Hello Fellow Lakers,
I originally wanted to title this article, “How I Spent My Summer Vacation” when I first conceived of it last fall, while compiling the water quality data I spent the summer collecting from our little Cass County Lake. I collected the data as part of the Michigan Cooperative Lakes Management Program (CLMP) which is administered by the MI Department of the Environment Great Lakes & Energy (EGLE) in partnership with many others, most notably, the Michigan Lakes & Streams Association. The primary purpose of this cooperative program is to help citizen volunteers monitor indicators of water quality in their lake and document changes in lake quality over time. CLMP is the second longest running volunteer monitoring program in the country with over 311 lakes officially enrolled in 2018.
My story begins in the summer of 2018 when a few of my neighbors approached me about the changes they had noticed in the lake. I too had noticed these changes, even mentioning it to my wife just a few days earlier. I knew exactly where to find the expertise we needed and I called the Cass County Conservation District’s “Water Quality Task Force.” After a field visit by their technicians Nor and Erez, I was introduced to the Cooperative Lakes Monitoring Program and my journey as a CLMP volunteer began.
Being the first year in the program, we selected four parameters for monitoring: spring phosphorous, transparency, summer phosphorous and exotic plant watch. Training was scheduled for early May at the Crystal Mountain Resort in Thompsonville, Michigan. But before training, the sampling gear needed to be secured. There were three options to secure the necessary gear: buy it, borrow it or build it. I, of course, chose to build ours.
Building our own sampling equipment turned out to be a thoroughly enjoyable task. We not only saved money (less than $11 for two devices) but were able to recycle used, broken, and surplus materials on hand. Working with my hands was not only satisfying but it conjured up memories of my first job with the U.S. Fish & Wildlife Service where we too had to design and build our own sampling gear to map aquatic vegetation in the Detroit, St Clair and St Mary’s River. This data was needed by the US Army Corps of Engineers for its baseline study to determine if Great Lakes shipping could be kept open year round. In the end, I was tickled to see the simple “weed sampler” we had built back then functioned just as the one used by CLMP today.

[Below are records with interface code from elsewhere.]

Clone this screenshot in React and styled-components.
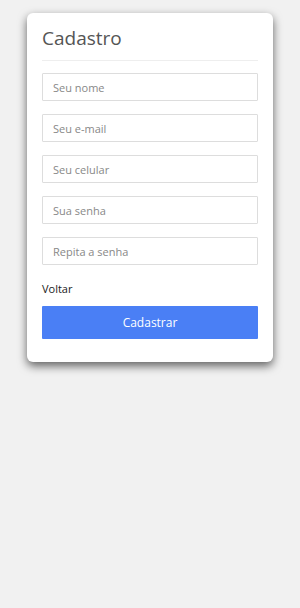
import React from "react";
import styled, { createGlobalStyle } from "styled-components";

const GlobalStyle = createGlobalStyle`
  body {
    margin: 0;
    background: #f1f1f1;
    font-family: "Open Sans", "Liberation Sans", sans-serif;
  }
`;

const Page = styled.div`
  min-height: 608px;
  padding: 13px 27px;
  box-sizing: border-box;
`;

const Card = styled.form`
  background: #ffffff;
  border-radius: 6px;
  box-shadow: 0 4px 10px rgba(0, 0, 0, 0.6);
  padding: 12px 15px 23px;
`;

const Title = styled.h2`
  margin: 0 0 12px;
  font-size: 19px;
  font-weight: 500;
  color: #555555;
  line-height: 26px;
  padding-bottom: 9px;
  border-bottom: 1px solid #eeeeee;
`;

const Fields = styled.div`
  display: flex;
  flex-direction: column;
  gap: 13px;
`;

const Input = styled.input`
  box-sizing: border-box;
  width: 100%;
  height: 28px;
  border: 1px solid #dddddd;
  border-radius: 1px;
  padding: 0 10px;
  font-family: inherit;
  font-size: 11px;
  color: #555;
  outline: none;
  &::placeholder {
    color: #888888;
  }
`;

const Back = styled.a`
  display: block;
  margin-top: 16px;
  font-size: 11px;
  font-weight: 500;
  color: #222222;
  line-height: 16px;
`;

const Button = styled.button`
  display: block;
  width: 100%;
  height: 33px;
  margin-top: 9px;
  border: none;
  border-radius: 1px;
  background: #4a7ff5;
  color: #ffffff;
  font-family: inherit;
  font-size: 12px;
  cursor: pointer;
`;

const fields = [
  { placeholder: "Seu nome", type: "text" },
  { placeholder: "Seu e-mail", type: "email" },
  { placeholder: "Seu celular", type: "tel" },
  { placeholder: "Sua senha", type: "password" },
  { placeholder: "Repita a senha", type: "password" },
];

const App = () => {
  return (
    <Page>
      <GlobalStyle />
      <Card onSubmit={(e) => e.preventDefault()}>
        <Title>Cadastro</Title>
        <Fields>
          {fields.map((f) => (
            <Input key={f.placeholder} type={f.type} placeholder={f.placeholder} />
          ))}
        </Fields>
        <Back>Voltar</Back>
        <Button type="submit">Cadastrar</Button>
      </Card>
    </Page>
  );
};

export default App;
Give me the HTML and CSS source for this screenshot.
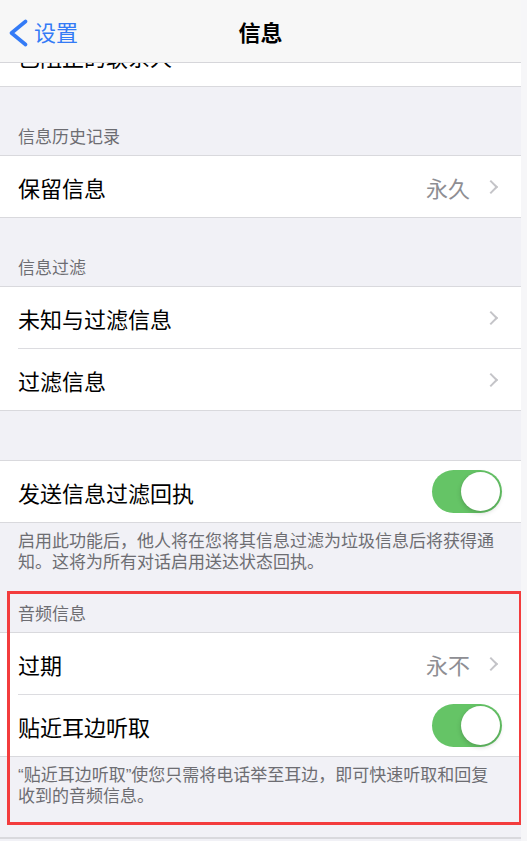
FILE: index.html
```html
<!DOCTYPE html>
<html lang="zh-CN">
<head>
    <meta charset="UTF-8">
    <meta name="viewport" content="width=device-width, initial-scale=1.0">
    <title>信息</title>
    <link rel="stylesheet" href="styles.css">
</head>
<body>
    <div class="screen">
        <header class="navbar">
            <a class="back" href="#">
                <svg class="back-icon" width="20" height="28" viewBox="0 0 20 28">
                    <polyline points="17.5,2.5 3.5,14 17.5,25.5" fill="none" stroke="currentColor" stroke-width="3.6" stroke-linecap="round" stroke-linejoin="round"/>
                </svg>
                <span>设置</span>
            </a>
            <h1 class="title">信息</h1>
            <span></span>
        </header>

        <!-- row scrolled mostly under the bar -->
        <div class="cut">
            <div class="row">
                <div class="row-body">
                    <span class="label">已阻止的联系人</span>
                    <span class="chevron"></span>
                </div>
            </div>
        </div>

        <div class="group-header">信息历史记录</div>
        <div class="group">
            <div class="row">
                <div class="row-body">
                    <span class="label">保留信息</span>
                    <span class="value">永久</span>
                    <span class="chevron"></span>
                </div>
            </div>
        </div>

        <div class="group-header">信息过滤</div>
        <div class="group">
            <div class="row">
                <div class="row-body">
                    <span class="label">未知与过滤信息</span>
                    <span class="chevron"></span>
                </div>
            </div>
            <div class="row">
                <div class="row-body">
                    <span class="label">过滤信息</span>
                    <span class="chevron"></span>
                </div>
            </div>
        </div>

        <div class="group-spacer"></div>
        <div class="group">
            <div class="row">
                <div class="row-body">
                    <span class="label">发送信息过滤回执</span>
                    <span class="switch on"><span class="knob"></span></span>
                </div>
            </div>
        </div>
        <p class="group-footer">启用此功能后，他人将在您将其信息过滤为垃圾信息后将获得通<br>知。这将为所有对话启用送达状态回执。</p>

        <section class="highlight">
            <div class="group-header tight">音频信息</div>
            <div class="group">
                <div class="row">
                    <div class="row-body">
                        <span class="label">过期</span>
                        <span class="value">永不</span>
                        <span class="chevron"></span>
                    </div>
                </div>
                <div class="row">
                    <div class="row-body">
                        <span class="label">贴近耳边听取</span>
                        <span class="switch on"><span class="knob"></span></span>
                    </div>
                </div>
            </div>
            <p class="group-footer">“贴近耳边听取”使您只需将电话举至耳边，即可快速听取和回复<br>收到的音频信息。</p>
        </section>

        <div class="bottom-spacer"></div>
        <div class="group"></div>
    </div>
</body>
</html>
```

FILE: styles.css
```css
* {
    box-sizing: border-box;
}

html, body {
    margin: 0;
    padding: 0;
}

body {
    background-color: #f6f6f8;
    font-family: "Noto Sans CJK SC", "Noto Sans", sans-serif;
    color: #000;
}

.screen {
    width: 521px;
    height: 841px;
    overflow: hidden;
    background-color: #f1f1f6;
}

/* Navigation bar */
.navbar {
    height: 63px;
    display: grid;
    grid-template-columns: 1fr auto 1fr;
    align-items: center;
    background-color: #f7f7f7;
    border-bottom: 1px solid #d6d6da;
}

.back {
    display: flex;
    align-items: center;
    color: #347bf6;
    text-decoration: none;
    font-size: 22px;
    line-height: 30px;
    padding-left: 8px;
}

.back-icon {
    margin-top: 4px;
    margin-right: 6px;
}

.title {
    margin: 0;
    font-size: 22px;
    font-weight: 700;
    line-height: 30px;
}

/* Rows */
.cut {
    height: 24px;
    overflow: hidden;
    background-color: #fff;
    border-bottom: 1px solid #d9d9dd;
}

.cut .row {
    margin-top: -38px;
}

.group {
    background-color: #fff;
    border-top: 1px solid #d9d9dd;
    border-bottom: 1px solid #d9d9dd;
    min-height: 2px;
}

.row {
    padding-left: 18px;
}

.row-body {
    display: flex;
    align-items: center;
    height: 61px;
    padding-right: 19px;
}

.row + .row .row-body {
    height: 62px;
    border-top: 1px solid #dcdce0;
}

.label {
    flex: 1;
    font-size: 22px;
    line-height: 30px;
}

.value {
    font-size: 22px;
    line-height: 30px;
    color: #8e8e93;
    margin-right: 16px;
}

.chevron {
    width: 10px;
    height: 10px;
    margin-right: 6px;
    border-top: 2.5px solid #c4c4c8;
    border-right: 2.5px solid #c4c4c8;
    transform: rotate(45deg);
}

/* Switch */
.switch {
    width: 70px;
    height: 43px;
    border-radius: 22px;
    background-color: #e9e9eb;
    display: flex;
    align-items: center;
    padding: 2px;
}

.switch.on {
    background-color: #65c466;
    justify-content: flex-end;
}

.knob {
    width: 39px;
    height: 39px;
    border-radius: 50%;
    background-color: #fff;
    box-shadow: 0 2px 5px rgba(0, 0, 0, 0.18), 0 0 1px rgba(0, 0, 0, 0.1);
}

/* Section headers and footers */
.group-header {
    height: 68px;
    display: flex;
    align-items: flex-end;
    padding: 0 18px 9px;
    font-size: 17px;
    line-height: 20px;
    color: #6d6d72;
}

.group-header.tight {
    height: 59px;
}

.group-spacer {
    height: 49px;
}

.group-footer {
    margin: 0;
    padding: 8px 10px 0 18px;
    font-family: "Liberation Sans", "Noto Sans CJK SC", sans-serif;
    font-size: 17px;
    line-height: 21px;
    color: #6d6d72;
    white-space: nowrap;
}

.bottom-spacer {
    height: 30px;
}

/* Red annotation frame around the audio section */
.highlight {
    position: relative;
}

.highlight::after {
    content: "";
    position: absolute;
    left: 7px;
    right: -1px;
    top: 18px;
    bottom: -18px;
    border: 3px solid #f33c3d;
    pointer-events: none;
}
```
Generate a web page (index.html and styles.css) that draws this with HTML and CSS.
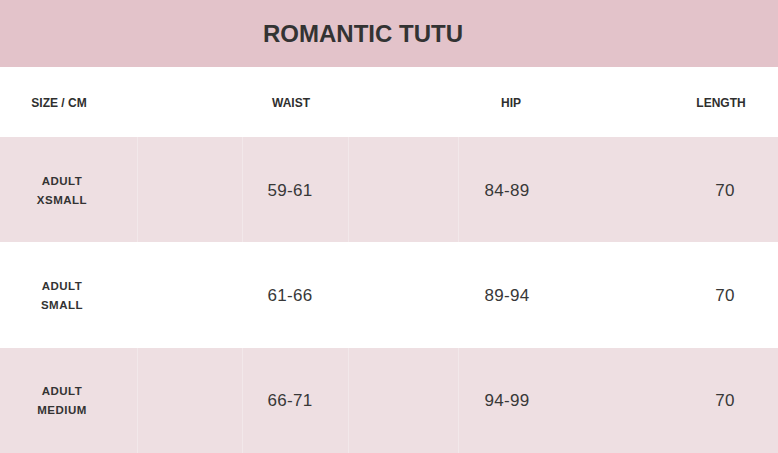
FILE: index.html
```html
<!DOCTYPE html>
<html lang="en">
<head>
<meta charset="utf-8">
<title>Romantic Tutu size chart</title>
<link rel="stylesheet" href="styles.css">
</head>
<body>
<div class="chart">
  <div class="title-band"><h1 class="title">ROMANTIC TUTU</h1></div>
  <div class="row head">
    <div class="cell c1">SIZE / CM</div>
    <div class="cell c2">WAIST</div>
    <div class="cell c3">HIP</div>
    <div class="cell c4">LENGTH</div>
  </div>
  <div class="row data pink">
    <div class="cell c1 size">ADULT<br>XSMALL</div>
    <div class="cell c2 num">59-61</div>
    <div class="cell c3 num">84-89</div>
    <div class="cell c4 num">70</div>
  </div>
  <div class="row data">
    <div class="cell c1 size">ADULT<br>SMALL</div>
    <div class="cell c2 num">61-66</div>
    <div class="cell c3 num">89-94</div>
    <div class="cell c4 num">70</div>
  </div>
  <div class="row data pink">
    <div class="cell c1 size">ADULT<br>MEDIUM</div>
    <div class="cell c2 num">66-71</div>
    <div class="cell c3 num">94-99</div>
    <div class="cell c4 num">70</div>
  </div>
</div>
</body>
</html>
```
FILE: styles.css
```css
* { box-sizing: border-box; }
html, body { margin: 0; padding: 0; background: #ffffff; }
body { font-family: "Liberation Sans", Arial, sans-serif; color: #333333; }

.chart { width: 778px; overflow: hidden; }

.title-band {
  height: 67px;
  background: #e3c3ca;
  display: flex;
  align-items: center;
  justify-content: center;
  padding-right: 52px;
}
.title {
  margin: 0;
  font-size: 24px;
  font-weight: 700;
  color: #333333;
  letter-spacing: 0;
  line-height: 1;
}

.row {
  display: grid;
  grid-template-columns: 120px 55px 232px 204px 57px 110px;
  align-items: center;
}
.row.head { height: 70px; }
.row.data { height: 105.4px; padding-top: 2px; }
.row.pink {
  background-color: #eedfe2;
  background-image:
    linear-gradient(#f2e8ea, #f2e8ea),
    linear-gradient(#f2e8ea, #f2e8ea),
    linear-gradient(#f2e8ea, #f2e8ea),
    linear-gradient(#f2e8ea, #f2e8ea);
  background-size: 1px 100%;
  background-repeat: no-repeat;
  background-position: 137px 0, 242px 0, 348px 0, 458px 0;
}

.cell { text-align: center; white-space: nowrap; }
.c1 { grid-column: 1; }
.c2 { grid-column: 3; }
.c3 { grid-column: 4; }
.c4 { grid-column: 6; }

.head .cell {
  font-size: 12px;
  font-weight: 700;
  color: #2f2f2f;
  padding-top: 1px;
}
.head .c1 { padding-right: 2px; }
.head .c3 { padding-left: 4px; }
.head .c4 { padding-right: 4px; }

.size {
  font-size: 11.5px;
  font-weight: 700;
  line-height: 19px;
  letter-spacing: 0.5px;
  padding-left: 4px;
}
.num {
  font-size: 17px;
  font-weight: 400;
  letter-spacing: 0.3px;
  color: #383838;
}
.num.c2 { padding-right: 2px; }
.num.c3 { padding-right: 4px; }
.num.c4 { padding-left: 4px; }
```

I found the training sessions at Crystal Mountain to be inspiring as well. The designated rooms were packed with 80 “official” registrants and dozens of more “walk-in” attendees. I was impressed with how scientific it all was, especially the “Aquatic Plant ID Class.” More memories of the countless hours spent in lab classes past, identifying all sorts of critters from aquatic to zoological. At least there was no graded quiz – one point for the correct ID, one point for the correct Latin spelling.
The 20 week field season went as well as could be expected. The weekly data collection trips were sometimes a chore, with the typical mechanical and weather-related issues. Finding enough volunteers to cover when folks were on vacation was a factor too. Our biggest snafu came right at the beginning of the season when we learned the spring phosphorous sample needed to be taken within 2 weeks of ice out, which for us came March 21st. We were unprepared, as nobody on the lake had yet gotten their boats put in. We will have to plan better for 2020, possibly using a neighbor’s paddle boat, which we did have to use a couple of times in 2019.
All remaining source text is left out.